Mrs. Phariss gave me four exercises to start doing with Eden. They were so easy! Every night before bed, we would do each exercise for a minute and a half. So it took us just six minutes total to run through the exercises each night. In addition to those four exercises, she wanted me to start rubbing Eden’s gums each day, let her drink her drinks with a curly straw, encourage Eden to blow bubbles with her straw in her drink, and little simple things like that.
Eden’s speech started improving. Like, a lot! Our friends and family started commenting on how much easier it was to understand Eden. By December, Eden had her very first sleepover with my in-laws! I finally felt comfortable enough to start leaving Eden with other people! The sleepover went great, by the way! I’m tearing up right now just thinking about what an incredible milestone that was for our family.
Eden also started sleeping much better! When I would go check on her in the middle of the night, she was peaceful and calm… and in the same position that she had been when she fell asleep hours earlier. Much different than the twisted-in-the-covers upside-down-in-her-bed positions she had been sleeping in months earlier. It’s rare now for Eden to wake up during the night.
I’ve gotten together with Mrs. Phariss two more times since our first visit to go over Eden’s progress and tweak her exercises. And Eden now? In April? It’s like a completely different child! There’s rarely a word that we cannot understand. I beam with pride when strangers come up to us now and ask her questions and they can understand her reply! She is able to hold conversations with people now! I go back and watch videos of her that were taken less than a year ago, and I’m just amazed at her progress! It’s crazy for me to even think about how far she has come since August- that when she started this school year, she couldn’t say the simplest of words. She could not even pronounce the word “hi”. (Instead she would say “di”.)

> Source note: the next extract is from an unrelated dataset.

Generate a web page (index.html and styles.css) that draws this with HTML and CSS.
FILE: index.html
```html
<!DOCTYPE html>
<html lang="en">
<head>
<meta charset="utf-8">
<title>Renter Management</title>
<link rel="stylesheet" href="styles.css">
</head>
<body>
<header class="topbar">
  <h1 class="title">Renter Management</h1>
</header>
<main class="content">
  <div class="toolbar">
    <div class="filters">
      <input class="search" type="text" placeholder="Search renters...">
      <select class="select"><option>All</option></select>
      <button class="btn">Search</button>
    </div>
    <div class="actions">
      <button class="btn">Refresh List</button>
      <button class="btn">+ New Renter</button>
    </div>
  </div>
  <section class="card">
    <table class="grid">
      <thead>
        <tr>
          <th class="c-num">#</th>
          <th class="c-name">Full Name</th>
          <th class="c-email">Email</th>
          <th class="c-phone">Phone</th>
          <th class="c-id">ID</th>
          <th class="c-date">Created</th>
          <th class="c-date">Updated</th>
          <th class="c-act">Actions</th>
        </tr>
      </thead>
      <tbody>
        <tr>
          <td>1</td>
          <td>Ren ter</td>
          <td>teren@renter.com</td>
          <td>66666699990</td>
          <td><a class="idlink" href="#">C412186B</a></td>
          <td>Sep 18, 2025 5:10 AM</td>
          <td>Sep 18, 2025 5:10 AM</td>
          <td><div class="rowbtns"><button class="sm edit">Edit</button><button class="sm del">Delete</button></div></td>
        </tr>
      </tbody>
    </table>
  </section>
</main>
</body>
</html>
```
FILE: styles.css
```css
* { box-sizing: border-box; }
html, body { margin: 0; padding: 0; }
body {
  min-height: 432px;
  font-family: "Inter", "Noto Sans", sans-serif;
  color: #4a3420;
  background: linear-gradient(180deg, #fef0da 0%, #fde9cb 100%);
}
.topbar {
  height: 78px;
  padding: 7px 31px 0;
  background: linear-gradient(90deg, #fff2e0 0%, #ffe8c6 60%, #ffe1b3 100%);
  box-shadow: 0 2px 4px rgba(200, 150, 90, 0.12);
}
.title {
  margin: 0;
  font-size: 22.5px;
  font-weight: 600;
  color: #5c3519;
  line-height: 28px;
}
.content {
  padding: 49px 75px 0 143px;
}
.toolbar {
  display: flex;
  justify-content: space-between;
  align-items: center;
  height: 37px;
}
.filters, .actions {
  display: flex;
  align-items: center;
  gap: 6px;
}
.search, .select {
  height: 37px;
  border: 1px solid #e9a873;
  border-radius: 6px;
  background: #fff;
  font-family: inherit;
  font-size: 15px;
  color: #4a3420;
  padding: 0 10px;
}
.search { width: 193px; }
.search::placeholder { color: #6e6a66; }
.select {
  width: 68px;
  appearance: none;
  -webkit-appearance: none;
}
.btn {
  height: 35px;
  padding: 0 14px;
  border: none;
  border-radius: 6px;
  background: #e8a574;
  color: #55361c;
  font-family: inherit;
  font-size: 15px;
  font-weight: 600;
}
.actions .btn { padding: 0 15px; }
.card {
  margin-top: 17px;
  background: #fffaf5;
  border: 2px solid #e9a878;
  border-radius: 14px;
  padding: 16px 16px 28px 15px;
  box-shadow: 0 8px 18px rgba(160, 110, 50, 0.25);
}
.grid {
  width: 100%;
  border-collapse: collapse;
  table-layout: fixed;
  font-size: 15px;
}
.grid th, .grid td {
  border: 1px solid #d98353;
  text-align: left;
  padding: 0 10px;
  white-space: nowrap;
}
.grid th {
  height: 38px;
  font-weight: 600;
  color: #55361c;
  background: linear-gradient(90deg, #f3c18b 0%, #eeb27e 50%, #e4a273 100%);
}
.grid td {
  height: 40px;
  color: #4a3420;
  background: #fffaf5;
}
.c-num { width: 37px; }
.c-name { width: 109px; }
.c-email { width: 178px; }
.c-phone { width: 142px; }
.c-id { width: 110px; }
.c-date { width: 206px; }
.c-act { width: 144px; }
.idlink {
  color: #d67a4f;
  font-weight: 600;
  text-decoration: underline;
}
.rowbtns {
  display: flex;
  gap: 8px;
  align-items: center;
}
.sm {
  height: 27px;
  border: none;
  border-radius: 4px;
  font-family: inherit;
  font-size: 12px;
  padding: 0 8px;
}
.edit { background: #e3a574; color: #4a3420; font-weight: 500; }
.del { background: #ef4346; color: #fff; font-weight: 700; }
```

And now when I drop her off at school in the mornings, she calls across to me, “BYE MOMMY!” She sings songs. Just now, while I’m writing this, she ran into the room with a bunch of stuffed animals and said clear as day, “Look Mommy, I have three new puppies!” I just cannot get over it! I just cannot believe that such a short time ago, I refused to leave Eden’s side.
Last weekend my husband and I went on our first weekend trip away since she was born, and as I left Eden with my mom for three days, I didn’t have a worry in the world about her! Mrs. Phariss’s exercise program has been the BEST thing for her, for all of us. I used to lay in bed at night, and pray and pray about her speech. This was definitely the answer to those prayers.